[Rows from a dataset of pages and code]
----

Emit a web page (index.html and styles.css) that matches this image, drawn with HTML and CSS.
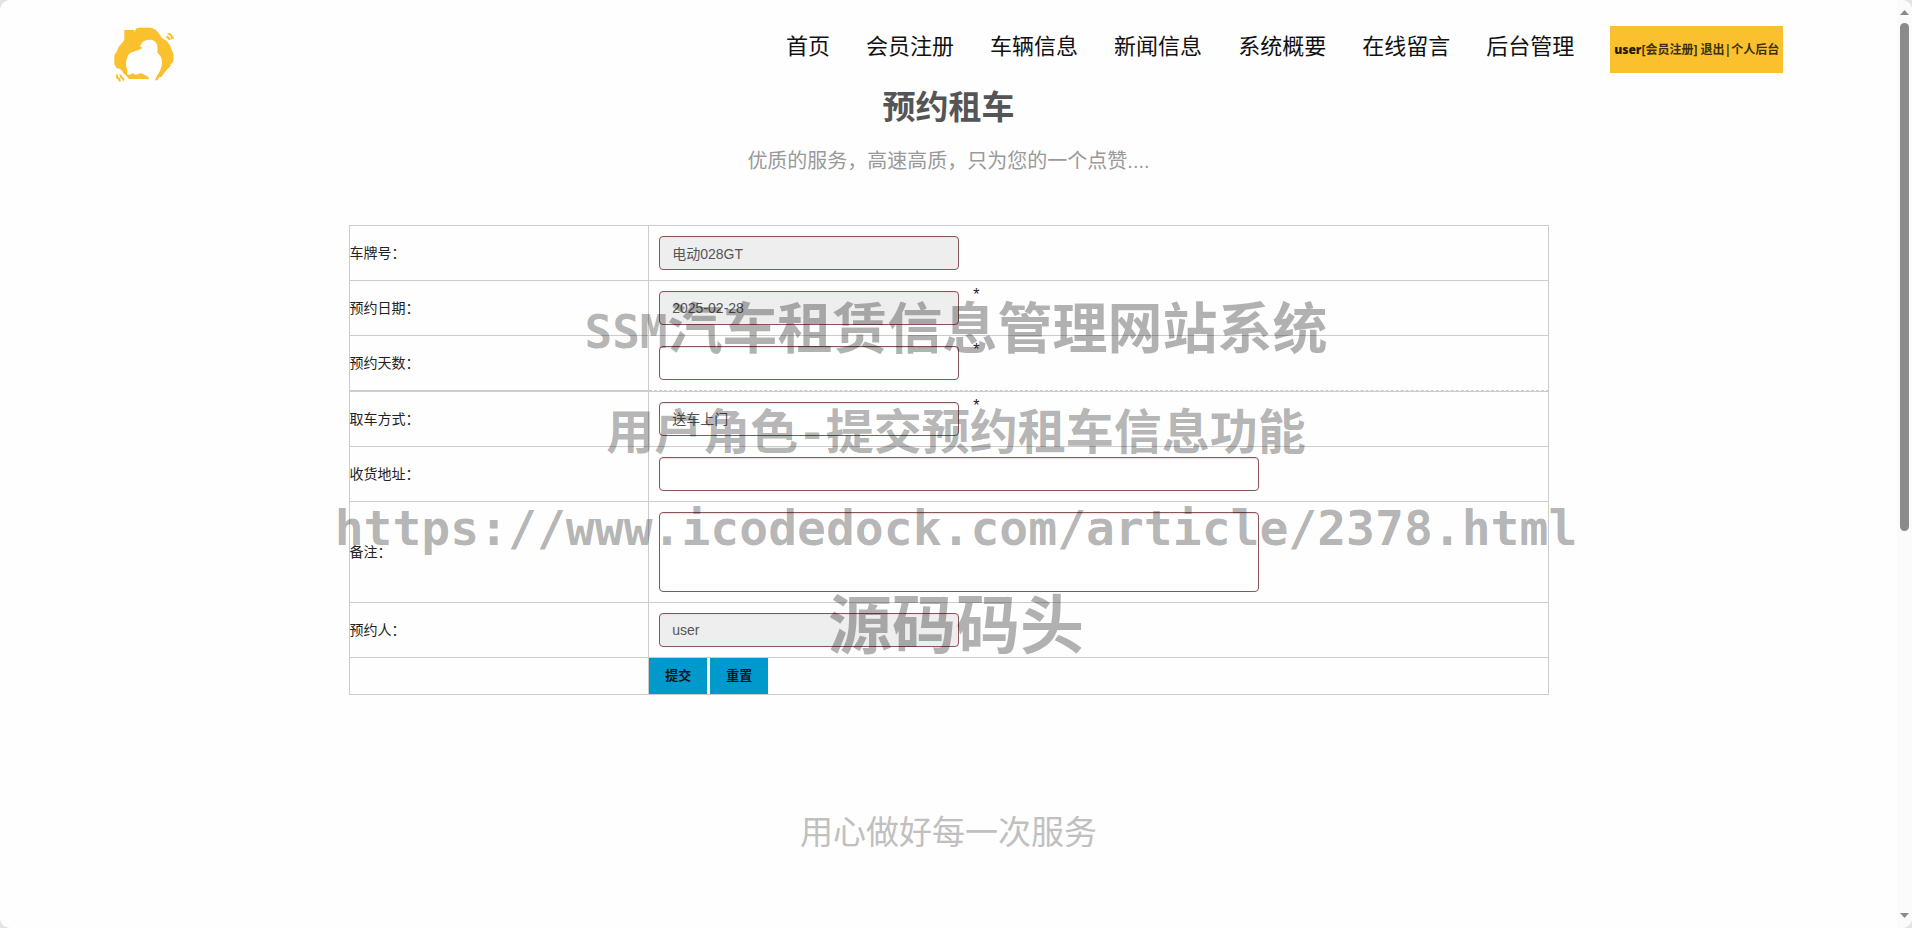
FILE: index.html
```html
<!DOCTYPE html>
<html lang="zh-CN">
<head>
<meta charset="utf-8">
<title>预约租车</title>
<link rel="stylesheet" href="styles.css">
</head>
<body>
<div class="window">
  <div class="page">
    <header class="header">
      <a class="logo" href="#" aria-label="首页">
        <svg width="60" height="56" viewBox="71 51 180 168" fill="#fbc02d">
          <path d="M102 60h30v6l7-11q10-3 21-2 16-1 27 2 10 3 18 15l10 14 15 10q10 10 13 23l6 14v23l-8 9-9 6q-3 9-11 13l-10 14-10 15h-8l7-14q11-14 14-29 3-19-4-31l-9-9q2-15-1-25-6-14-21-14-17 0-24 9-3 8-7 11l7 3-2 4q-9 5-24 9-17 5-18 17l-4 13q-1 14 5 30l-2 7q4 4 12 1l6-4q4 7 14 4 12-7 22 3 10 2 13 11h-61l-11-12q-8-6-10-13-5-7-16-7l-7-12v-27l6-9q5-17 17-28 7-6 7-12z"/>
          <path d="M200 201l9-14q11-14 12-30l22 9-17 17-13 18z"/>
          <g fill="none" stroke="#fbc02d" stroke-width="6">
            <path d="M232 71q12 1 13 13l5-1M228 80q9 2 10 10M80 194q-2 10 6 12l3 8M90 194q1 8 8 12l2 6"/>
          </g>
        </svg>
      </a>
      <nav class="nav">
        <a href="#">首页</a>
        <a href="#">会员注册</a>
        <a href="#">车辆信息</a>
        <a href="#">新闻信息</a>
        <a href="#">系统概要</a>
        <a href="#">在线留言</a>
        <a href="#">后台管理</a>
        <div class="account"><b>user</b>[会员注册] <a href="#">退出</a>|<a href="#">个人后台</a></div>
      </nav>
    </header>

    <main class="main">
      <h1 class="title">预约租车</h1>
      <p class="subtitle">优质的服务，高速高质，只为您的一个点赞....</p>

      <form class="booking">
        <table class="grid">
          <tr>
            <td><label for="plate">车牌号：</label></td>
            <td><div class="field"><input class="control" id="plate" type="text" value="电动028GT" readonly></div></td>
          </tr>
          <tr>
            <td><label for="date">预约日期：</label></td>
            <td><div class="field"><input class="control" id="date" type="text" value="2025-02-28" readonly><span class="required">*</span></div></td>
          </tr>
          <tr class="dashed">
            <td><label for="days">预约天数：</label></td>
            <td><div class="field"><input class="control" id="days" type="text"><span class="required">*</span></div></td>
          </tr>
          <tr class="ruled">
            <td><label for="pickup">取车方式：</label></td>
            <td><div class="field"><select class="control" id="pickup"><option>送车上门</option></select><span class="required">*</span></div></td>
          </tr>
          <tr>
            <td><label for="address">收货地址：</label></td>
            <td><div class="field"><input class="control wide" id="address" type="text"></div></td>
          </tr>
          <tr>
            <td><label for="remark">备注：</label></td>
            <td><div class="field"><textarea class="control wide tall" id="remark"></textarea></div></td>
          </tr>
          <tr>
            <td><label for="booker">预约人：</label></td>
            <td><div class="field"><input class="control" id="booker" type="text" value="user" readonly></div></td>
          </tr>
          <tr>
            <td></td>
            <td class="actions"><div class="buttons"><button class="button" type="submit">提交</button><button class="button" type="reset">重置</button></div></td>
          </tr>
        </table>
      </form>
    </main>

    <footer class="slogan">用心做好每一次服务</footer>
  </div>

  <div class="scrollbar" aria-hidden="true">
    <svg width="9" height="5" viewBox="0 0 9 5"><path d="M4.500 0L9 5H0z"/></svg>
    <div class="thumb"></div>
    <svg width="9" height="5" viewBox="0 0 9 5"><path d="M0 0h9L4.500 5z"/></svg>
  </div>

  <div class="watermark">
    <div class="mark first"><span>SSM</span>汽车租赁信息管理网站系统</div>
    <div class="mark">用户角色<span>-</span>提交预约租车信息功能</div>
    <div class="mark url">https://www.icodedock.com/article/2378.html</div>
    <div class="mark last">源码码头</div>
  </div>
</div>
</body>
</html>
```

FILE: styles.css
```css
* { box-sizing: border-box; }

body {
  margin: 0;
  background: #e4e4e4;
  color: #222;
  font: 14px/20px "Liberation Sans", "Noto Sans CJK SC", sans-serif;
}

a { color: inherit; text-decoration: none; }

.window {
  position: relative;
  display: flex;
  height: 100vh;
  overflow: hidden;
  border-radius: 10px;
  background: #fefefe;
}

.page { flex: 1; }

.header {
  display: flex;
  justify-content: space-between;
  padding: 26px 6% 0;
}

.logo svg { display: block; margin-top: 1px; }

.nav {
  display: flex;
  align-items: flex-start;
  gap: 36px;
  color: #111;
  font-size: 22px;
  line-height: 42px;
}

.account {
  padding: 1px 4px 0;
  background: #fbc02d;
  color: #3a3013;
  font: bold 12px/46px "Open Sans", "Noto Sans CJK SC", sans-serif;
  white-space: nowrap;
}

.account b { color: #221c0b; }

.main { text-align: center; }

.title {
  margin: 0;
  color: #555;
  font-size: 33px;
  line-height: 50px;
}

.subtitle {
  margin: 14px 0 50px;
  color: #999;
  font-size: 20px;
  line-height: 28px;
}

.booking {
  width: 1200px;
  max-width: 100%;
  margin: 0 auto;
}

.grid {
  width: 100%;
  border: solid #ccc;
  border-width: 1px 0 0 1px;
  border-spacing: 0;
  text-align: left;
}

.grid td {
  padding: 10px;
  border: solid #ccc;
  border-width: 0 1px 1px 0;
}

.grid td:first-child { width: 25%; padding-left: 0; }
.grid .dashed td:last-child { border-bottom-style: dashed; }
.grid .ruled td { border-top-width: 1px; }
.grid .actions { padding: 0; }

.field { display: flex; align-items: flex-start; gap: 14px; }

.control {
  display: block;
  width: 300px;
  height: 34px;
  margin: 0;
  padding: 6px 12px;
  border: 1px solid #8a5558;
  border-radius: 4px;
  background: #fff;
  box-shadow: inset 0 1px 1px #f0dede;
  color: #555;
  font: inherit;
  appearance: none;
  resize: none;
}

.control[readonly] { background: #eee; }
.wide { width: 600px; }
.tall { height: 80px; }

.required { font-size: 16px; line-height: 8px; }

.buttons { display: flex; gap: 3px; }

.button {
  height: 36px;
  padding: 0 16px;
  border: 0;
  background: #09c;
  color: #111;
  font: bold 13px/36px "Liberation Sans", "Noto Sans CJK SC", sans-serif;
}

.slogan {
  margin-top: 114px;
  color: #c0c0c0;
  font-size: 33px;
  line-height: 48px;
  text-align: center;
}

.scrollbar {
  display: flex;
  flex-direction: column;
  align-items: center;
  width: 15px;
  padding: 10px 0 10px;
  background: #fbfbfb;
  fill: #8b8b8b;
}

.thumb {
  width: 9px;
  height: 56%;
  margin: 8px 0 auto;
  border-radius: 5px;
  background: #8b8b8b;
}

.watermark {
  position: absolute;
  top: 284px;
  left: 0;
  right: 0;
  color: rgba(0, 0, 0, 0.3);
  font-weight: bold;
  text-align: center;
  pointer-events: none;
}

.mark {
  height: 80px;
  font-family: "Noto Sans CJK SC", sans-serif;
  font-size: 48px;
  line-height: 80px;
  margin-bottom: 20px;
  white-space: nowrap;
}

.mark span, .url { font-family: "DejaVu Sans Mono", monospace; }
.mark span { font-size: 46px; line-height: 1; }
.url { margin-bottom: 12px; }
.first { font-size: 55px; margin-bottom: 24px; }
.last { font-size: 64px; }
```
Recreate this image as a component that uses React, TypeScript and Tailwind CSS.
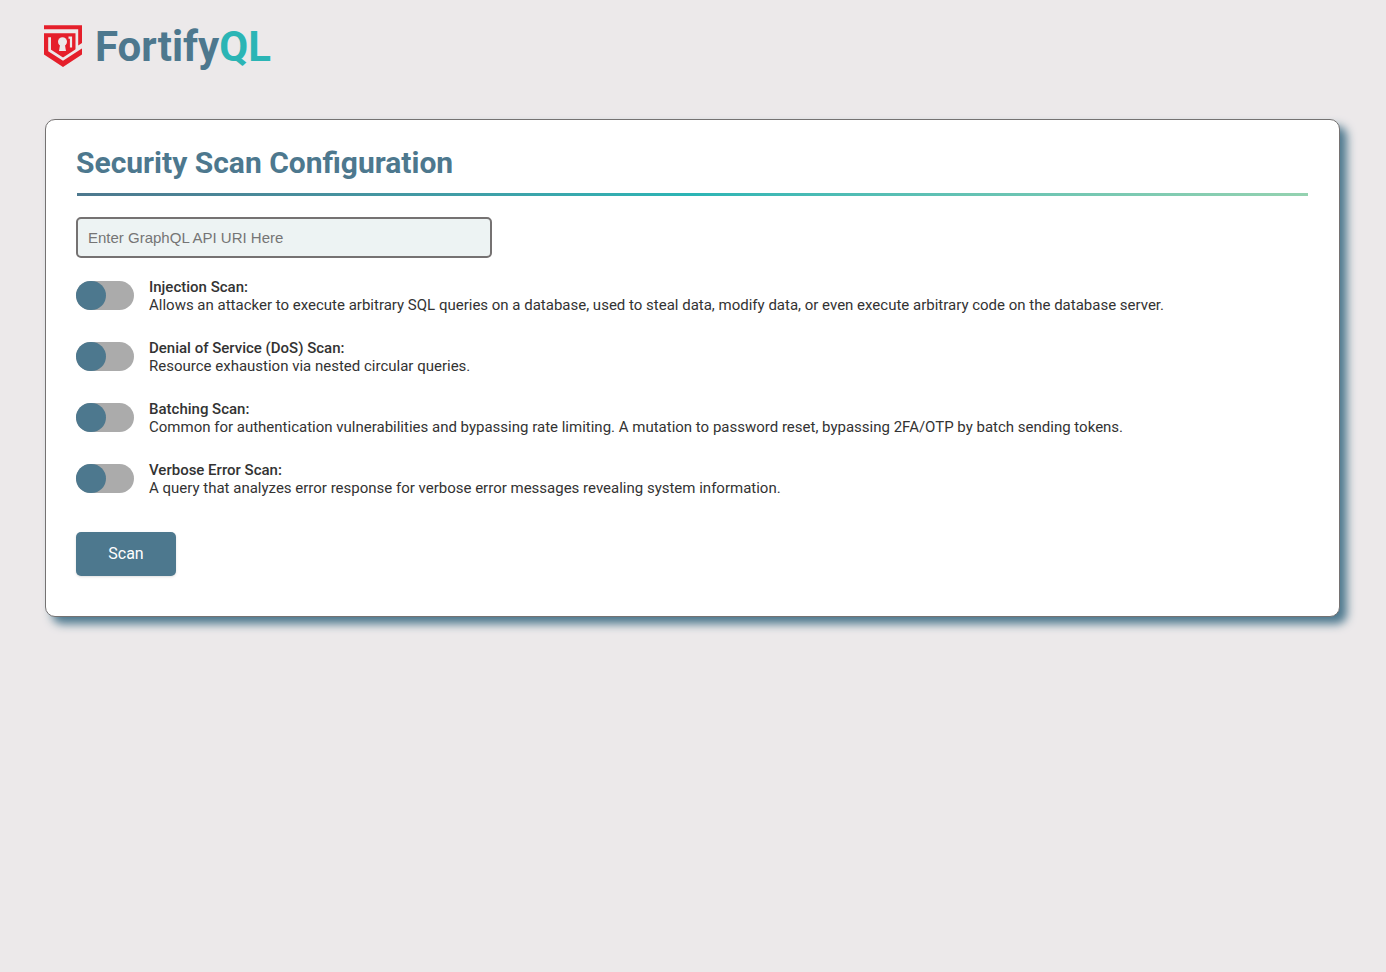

----

**WHAT THE TASK ASKS**: Leave out the pictures and transcribe the entries above exactly.

**EXPECTED ANSWER**:
Emit a web page (index.html and styles.css) that matches this image, drawn with HTML and CSS.
FILE: index.html
```html
<!DOCTYPE html>
<html lang="zh-CN">
<head>
<meta charset="utf-8">
<title>预约租车</title>
<link rel="stylesheet" href="styles.css">
</head>
<body>
<div class="window">
  <div class="page">
    <header class="header">
      <a class="logo" href="#" aria-label="首页">
        <svg width="60" height="56" viewBox="71 51 180 168" fill="#fbc02d">
          <path d="M102 60h30v6l7-11q10-3 21-2 16-1 27 2 10 3 18 15l10 14 15 10q10 10 13 23l6 14v23l-8 9-9 6q-3 9-11 13l-10 14-10 15h-8l7-14q11-14 14-29 3-19-4-31l-9-9q2-15-1-25-6-14-21-14-17 0-24 9-3 8-7 11l7 3-2 4q-9 5-24 9-17 5-18 17l-4 13q-1 14 5 30l-2 7q4 4 12 1l6-4q4 7 14 4 12-7 22 3 10 2 13 11h-61l-11-12q-8-6-10-13-5-7-16-7l-7-12v-27l6-9q5-17 17-28 7-6 7-12z"/>
          <path d="M200 201l9-14q11-14 12-30l22 9-17 17-13 18z"/>
          <g fill="none" stroke="#fbc02d" stroke-width="6">
            <path d="M232 71q12 1 13 13l5-1M228 80q9 2 10 10M80 194q-2 10 6 12l3 8M90 194q1 8 8 12l2 6"/>
          </g>
        </svg>
      </a>
      <nav class="nav">
        <a href="#">首页</a>
        <a href="#">会员注册</a>
        <a href="#">车辆信息</a>
        <a href="#">新闻信息</a>
        <a href="#">系统概要</a>
        <a href="#">在线留言</a>
        <a href="#">后台管理</a>
        <div class="account"><b>user</b>[会员注册] <a href="#">退出</a>|<a href="#">个人后台</a></div>
      </nav>
    </header>

    <main class="main">
      <h1 class="title">预约租车</h1>
      <p class="subtitle">优质的服务，高速高质，只为您的一个点赞....</p>

      <form class="booking">
        <table class="grid">
          <tr>
            <td><label for="plate">车牌号：</label></td>
            <td><div class="field"><input class="control" id="plate" type="text" value="电动028GT" readonly></div></td>
          </tr>
          <tr>
            <td><label for="date">预约日期：</label></td>
            <td><div class="field"><input class="control" id="date" type="text" value="2025-02-28" readonly><span class="required">*</span></div></td>
          </tr>
          <tr class="dashed">
            <td><label for="days">预约天数：</label></td>
            <td><div class="field"><input class="control" id="days" type="text"><span class="required">*</span></div></td>
          </tr>
          <tr class="ruled">
            <td><label for="pickup">取车方式：</label></td>
            <td><div class="field"><select class="control" id="pickup"><option>送车上门</option></select><span class="required">*</span></div></td>
          </tr>
          <tr>
            <td><label for="address">收货地址：</label></td>
            <td><div class="field"><input class="control wide" id="address" type="text"></div></td>
          </tr>
          <tr>
            <td><label for="remark">备注：</label></td>
            <td><div class="field"><textarea class="control wide tall" id="remark"></textarea></div></td>
          </tr>
          <tr>
            <td><label for="booker">预约人：</label></td>
            <td><div class="field"><input class="control" id="booker" type="text" value="user" readonly></div></td>
          </tr>
          <tr>
            <td></td>
            <td class="actions"><div class="buttons"><button class="button" type="submit">提交</button><button class="button" type="reset">重置</button></div></td>
          </tr>
        </table>
      </form>
    </main>

    <footer class="slogan">用心做好每一次服务</footer>
  </div>

  <div class="scrollbar" aria-hidden="true">
    <svg width="9" height="5" viewBox="0 0 9 5"><path d="M4.500 0L9 5H0z"/></svg>
    <div class="thumb"></div>
    <svg width="9" height="5" viewBox="0 0 9 5"><path d="M0 0h9L4.500 5z"/></svg>
  </div>

  <div class="watermark">
    <div class="mark first"><span>SSM</span>汽车租赁信息管理网站系统</div>
    <div class="mark">用户角色<span>-</span>提交预约租车信息功能</div>
    <div class="mark url">https://www.icodedock.com/article/2378.html</div>
    <div class="mark last">源码码头</div>
  </div>
</div>
</body>
</html>
```

FILE: styles.css
```css
* { box-sizing: border-box; }

body {
  margin: 0;
  background: #e4e4e4;
  color: #222;
  font: 14px/20px "Liberation Sans", "Noto Sans CJK SC", sans-serif;
}

a { color: inherit; text-decoration: none; }

.window {
  position: relative;
  display: flex;
  height: 100vh;
  overflow: hidden;
  border-radius: 10px;
  background: #fefefe;
}

.page { flex: 1; }

.header {
  display: flex;
  justify-content: space-between;
  padding: 26px 6% 0;
}

.logo svg { display: block; margin-top: 1px; }

.nav {
  display: flex;
  align-items: flex-start;
  gap: 36px;
  color: #111;
  font-size: 22px;
  line-height: 42px;
}

.account {
  padding: 1px 4px 0;
  background: #fbc02d;
  color: #3a3013;
  font: bold 12px/46px "Open Sans", "Noto Sans CJK SC", sans-serif;
  white-space: nowrap;
}

.account b { color: #221c0b; }

.main { text-align: center; }

.title {
  margin: 0;
  color: #555;
  font-size: 33px;
  line-height: 50px;
}

.subtitle {
  margin: 14px 0 50px;
  color: #999;
  font-size: 20px;
  line-height: 28px;
}

.booking {
  width: 1200px;
  max-width: 100%;
  margin: 0 auto;
}

.grid {
  width: 100%;
  border: solid #ccc;
  border-width: 1px 0 0 1px;
  border-spacing: 0;
  text-align: left;
}

.grid td {
  padding: 10px;
  border: solid #ccc;
  border-width: 0 1px 1px 0;
}

.grid td:first-child { width: 25%; padding-left: 0; }
.grid .dashed td:last-child { border-bottom-style: dashed; }
.grid .ruled td { border-top-width: 1px; }
.grid .actions { padding: 0; }

.field { display: flex; align-items: flex-start; gap: 14px; }

.control {
  display: block;
  width: 300px;
  height: 34px;
  margin: 0;
  padding: 6px 12px;
  border: 1px solid #8a5558;
  border-radius: 4px;
  background: #fff;
  box-shadow: inset 0 1px 1px #f0dede;
  color: #555;
  font: inherit;
  appearance: none;
  resize: none;
}

.control[readonly] { background: #eee; }
.wide { width: 600px; }
.tall { height: 80px; }

.required { font-size: 16px; line-height: 8px; }

.buttons { display: flex; gap: 3px; }

.button {
  height: 36px;
  padding: 0 16px;
  border: 0;
  background: #09c;
  color: #111;
  font: bold 13px/36px "Liberation Sans", "Noto Sans CJK SC", sans-serif;
}

.slogan {
  margin-top: 114px;
  color: #c0c0c0;
  font-size: 33px;
  line-height: 48px;
  text-align: center;
}

.scrollbar {
  display: flex;
  flex-direction: column;
  align-items: center;
  width: 15px;
  padding: 10px 0 10px;
  background: #fbfbfb;
  fill: #8b8b8b;
}

.thumb {
  width: 9px;
  height: 56%;
  margin: 8px 0 auto;
  border-radius: 5px;
  background: #8b8b8b;
}

.watermark {
  position: absolute;
  top: 284px;
  left: 0;
  right: 0;
  color: rgba(0, 0, 0, 0.3);
  font-weight: bold;
  text-align: center;
  pointer-events: none;
}

.mark {
  height: 80px;
  font-family: "Noto Sans CJK SC", sans-serif;
  font-size: 48px;
  line-height: 80px;
  margin-bottom: 20px;
  white-space: nowrap;
}

.mark span, .url { font-family: "DejaVu Sans Mono", monospace; }
.mark span { font-size: 46px; line-height: 1; }
.url { margin-bottom: 12px; }
.first { font-size: 55px; margin-bottom: 24px; }
.last { font-size: 64px; }
```
Recreate this image as a component that uses React, TypeScript and Tailwind CSS.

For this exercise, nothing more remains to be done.